Without further comment, state how many lines in the listing below contain the word "this".

*ROWS*
☆ ☆ ☆ ☆ ☆ ☆ ☆

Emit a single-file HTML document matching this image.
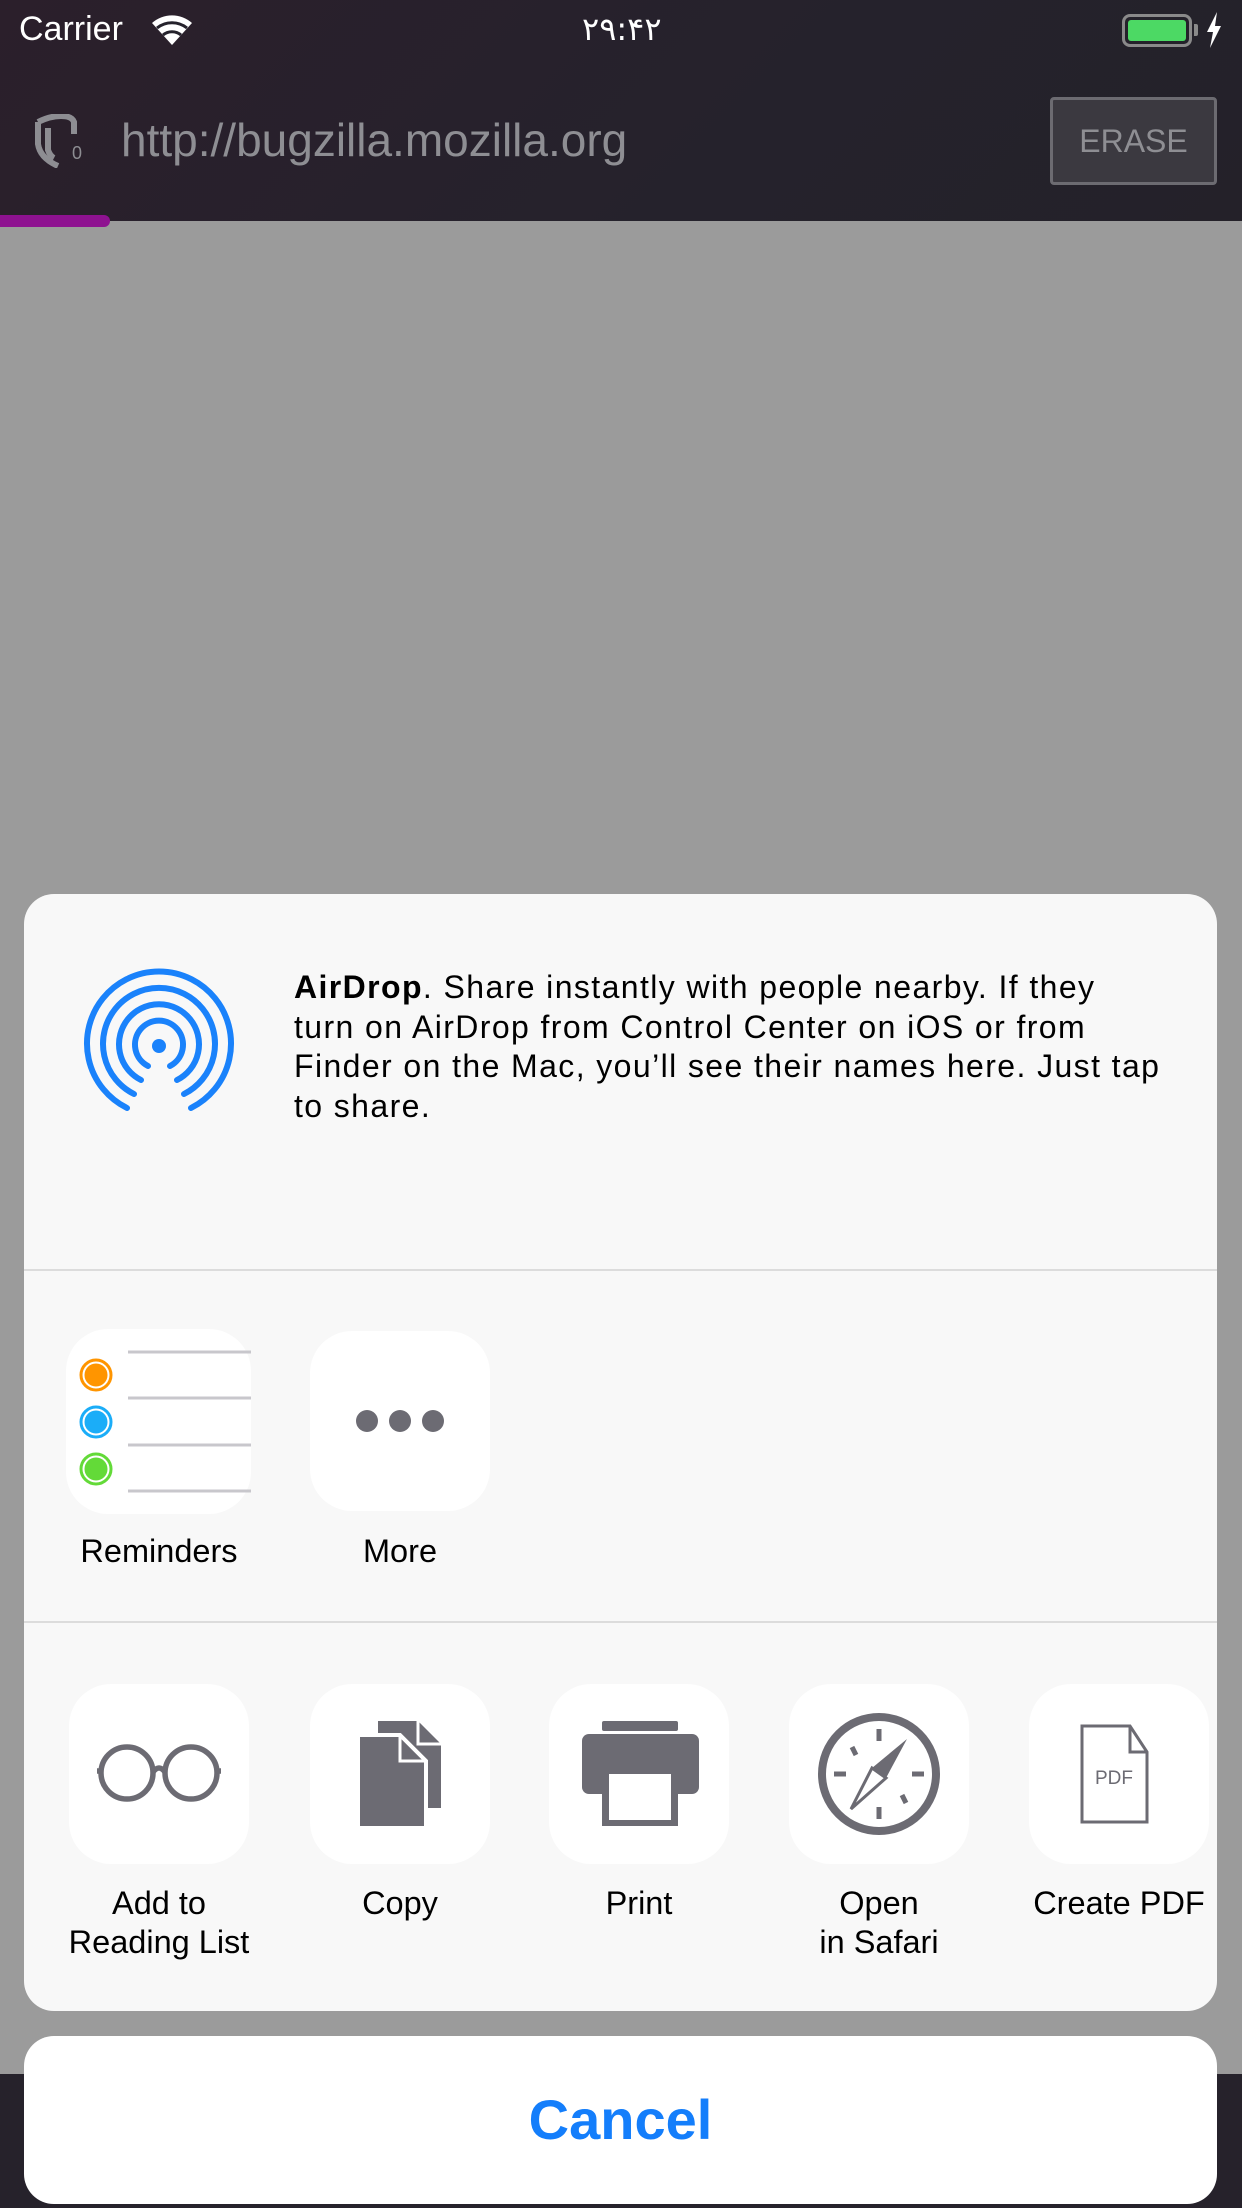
<!DOCTYPE html>
<html><head><meta charset="utf-8"><style>
*{margin:0;padding:0;box-sizing:border-box}
body{width:1242px;height:2208px;overflow:hidden;background:#9b9b9b;font-family:"Liberation Sans",sans-serif;position:relative}
.top{position:absolute;left:0;top:0;width:1242px;height:221px;background:linear-gradient(135deg,#2b1f2b,#25222c 60%,#242129)}
.abs{position:absolute}
.sheet{position:absolute;left:24px;top:894px;width:1193px;height:1117px;background:#f8f8f8;border-radius:30px;overflow:hidden}
.ic{position:absolute;width:180px;height:180px;background:#fff;border-radius:42px}
.lbl{position:absolute;width:240px;text-align:center;font-size:32.5px;line-height:39px;color:#000}
</style></head><body>
<div class="top"></div>
<div class="abs" style="left:0;top:215px;width:110px;height:12px;background:#8e1290;border-radius:0 6px 6px 0"></div>
<div class="abs" style="left:0;top:2074px;width:1242px;height:134px;background:#26222b"></div>
<div class="abs" style="left:19px;top:10px;font-size:34px;color:#fff">Carrier</div>
<svg class="abs" style="left:150px;top:12px" width="44" height="34" viewBox="0 0 44 34"><path d="M22 33 L2 11 A30 30 0 0 1 42 11 Z" fill="#fff"/><path d="M7 16 A24 24 0 0 1 37 16" stroke="#25222c" stroke-width="3" fill="none"/><path d="M13 23 A14 14 0 0 1 31 23" stroke="#25222c" stroke-width="3" fill="none"/></svg>
<div class="abs" style="left:582px;top:10px;font-size:32px;color:#fff;font-family:'DejaVu Sans',sans-serif">۲۹:۴۲</div>
<div class="abs" style="left:1122px;top:14px;width:70px;height:33px;border:3px solid #8a8a8a;border-radius:8px;padding:3px"><div style="width:100%;height:100%;background:#4cd964;border-radius:3px"></div></div>
<div class="abs" style="left:1194px;top:24px;width:4px;height:12px;background:#8a8a8a;border-radius:0 2px 2px 0"></div>
<svg class="abs" style="left:1206px;top:12px" width="16" height="36" viewBox="0 0 16 36"><path d="M11 0 L1 20 H7 L4 36 L15 14 H9 Z" fill="#fff"/></svg>
<svg class="abs" style="left:34px;top:114px" width="54" height="54" viewBox="0 0 54 54"><path d="M4 8 Q16 2 27 2 Q38 2 40 8 V20 M4 8 V30 Q6 44 24 52" stroke="#8d8d92" stroke-width="6" fill="none"/><path d="M14 14 V36 Q16 42 20 44" stroke="#8d8d92" stroke-width="6" fill="none"/><text x="38" y="45" font-size="18" fill="#8d8d92" font-family="Liberation Sans">0</text></svg>
<div class="abs" style="left:121px;top:113px;font-size:46px;color:#8e8e93">http://bugzilla.mozilla.org</div>
<div class="abs" style="left:1050px;top:97px;width:167px;height:88px;border:3px solid #6c6b71;background:#3b3940;border-radius:4px;color:#8e8e93;font-size:32px;text-align:center;line-height:82px">ERASE</div>

<div class="sheet">
<svg class="abs" style="left:57px;top:74px" width="156" height="156" viewBox="-78 -78 156 156"><g stroke="#1a82fb" stroke-width="6" fill="none" stroke-linecap="round"><path d="M-32 62 A72 72 0 1 1 32 62"/><path d="M-25 48 A56 56 0 1 1 25 48"/><path d="M-18 34 A40 40 0 1 1 18 34"/><path d="M-11 20 A24 24 0 1 1 11 20"/></g><circle r="7" fill="#1a82fb"/></svg>
<div class="abs" style="left:270px;top:74px;width:920px;font-size:32px;line-height:39.5px;color:#000;white-space:nowrap;letter-spacing:1.4px">
<b>AirDrop</b>. Share instantly with people nearby. If they<br>turn on AirDrop from Control Center on iOS or from<br>Finder on the Mac, you’ll see their names here. Just tap<br>to share.</div>
<div class="abs" style="left:0;top:375px;width:1193px;height:2px;background:#dcdcdc"></div>
<div class="abs" style="left:0;top:727px;width:1193px;height:2px;background:#dcdcdc"></div>

<div class="ic" style="left:42px;top:435px;width:185px;height:185px"><svg width="185" height="185" viewBox="0 0 185 185">
<g stroke="#c8c7cc" stroke-width="3"><line x1="62" y1="23" x2="185" y2="23"/><line x1="62" y1="69" x2="185" y2="69"/><line x1="62" y1="116" x2="185" y2="116"/><line x1="62" y1="162" x2="185" y2="162"/></g>
<circle cx="30" cy="46" r="13" fill="#ff9500" stroke="#fff" stroke-width="3"/><circle cx="30" cy="46" r="15" fill="none" stroke="#ff9500" stroke-width="3"/>
<circle cx="30" cy="93" r="13" fill="#1badf8" stroke="#fff" stroke-width="3"/><circle cx="30" cy="93" r="15" fill="none" stroke="#1badf8" stroke-width="3"/>
<circle cx="30" cy="140" r="13" fill="#63da38" stroke="#fff" stroke-width="3"/><circle cx="30" cy="140" r="15" fill="none" stroke="#63da38" stroke-width="3"/></svg></div>
<div class="lbl" style="left:15px;top:638px">Reminders</div>
<div class="ic" style="left:286px;top:437px"><svg width="180" height="180"><g fill="#6c6b73"><circle cx="57" cy="90" r="11"/><circle cx="90" cy="90" r="11"/><circle cx="123" cy="90" r="11"/></g></svg></div>
<div class="lbl" style="left:256px;top:638px">More</div>

<div class="ic" style="left:45px;top:790px"><svg width="180" height="180"><g stroke="#6c6b73" stroke-width="5.5" fill="none"><circle cx="58" cy="89" r="26"/><circle cx="122" cy="89" r="26"/><path d="M84 88 Q90 80 96 88"/><path d="M32 87 H28 M148 87 H152"/></g></svg></div>
<div class="lbl" style="left:15px;top:990px">Add to<br>Reading List</div>
<div class="ic" style="left:286px;top:790px"><svg width="180" height="180"><path d="M68 37 H108 L131 60 V124 H68 Z" fill="#6c6b73"/><path d="M108 37 V60 H131" fill="none" stroke="#fff" stroke-width="3"/><path d="M48 51 H90 L116 77 V144 H48 Z" fill="#6c6b73" stroke="#fff" stroke-width="4"/><path d="M90 53 V77 H114" fill="none" stroke="#fff" stroke-width="3"/></svg></div>
<div class="lbl" style="left:256px;top:990px">Copy</div>
<div class="ic" style="left:525px;top:790px"><svg width="180" height="180"><rect x="53" y="37" width="76" height="10" rx="2" fill="#6c6b73"/><rect x="33" y="50" width="117" height="60" rx="7" fill="#6c6b73"/><rect x="53" y="84" width="76" height="58" fill="#6c6b73"/><rect x="60" y="90" width="62" height="46" fill="#fff"/></svg></div>
<div class="lbl" style="left:495px;top:990px">Print</div>
<div class="ic" style="left:765px;top:790px"><svg width="180" height="180"><circle cx="90" cy="90" r="57" stroke="#6c6b73" stroke-width="8" fill="none"/><g stroke="#6c6b73" stroke-width="5"><line x1="90" y1="45" x2="90" y2="57"/><line x1="90" y1="123" x2="90" y2="135"/><line x1="45" y1="90" x2="57" y2="90"/><line x1="123" y1="90" x2="135" y2="90"/><line x1="63" y1="63" x2="67" y2="71"/><line x1="113" y1="111" x2="117" y2="119"/></g><path d="M118 55 L97 94 L83 84 Z" fill="#6c6b73"/><path d="M62 125 L83 84 L97 94 Z" fill="none" stroke="#6c6b73" stroke-width="3"/></svg></div>
<div class="lbl" style="left:735px;top:990px">Open<br>in Safari</div>
<div class="ic" style="left:1005px;top:790px"><svg width="180" height="180"><path d="M53 42 H101 L118 68 V138 H53 Z M101 42 V68 H118" stroke="#6c6b73" stroke-width="3" fill="none"/><text x="85" y="100" text-anchor="middle" font-size="19" fill="#6c6b73" font-family="Liberation Sans">PDF</text></svg></div>
<div class="lbl" style="left:975px;top:990px">Create PDF</div>
</div>

<div class="abs" style="left:24px;top:2036px;width:1193px;height:168px;background:#fff;border-radius:30px;text-align:center;line-height:168px;font-size:56px;font-weight:bold;color:#147efb">Cancel</div>
</body></html>
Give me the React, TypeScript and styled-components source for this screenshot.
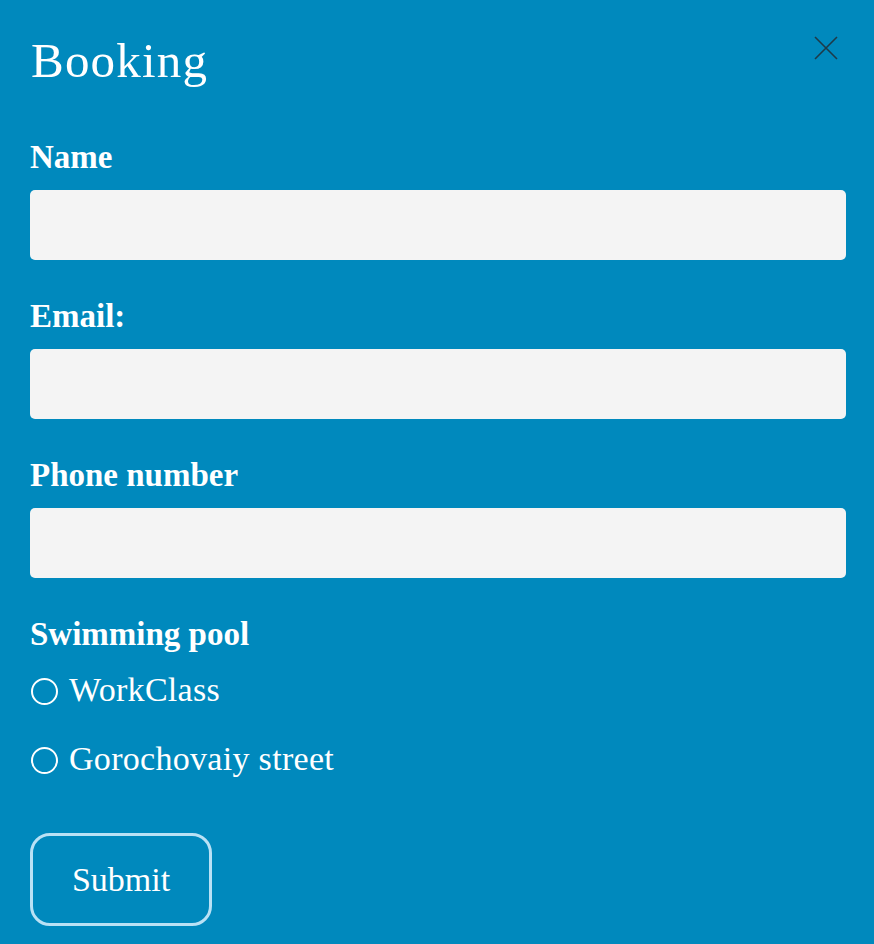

☆ ☆ ☆ ☆ ☆ ☆ ☆

*EXERCISE OUTPUT*
2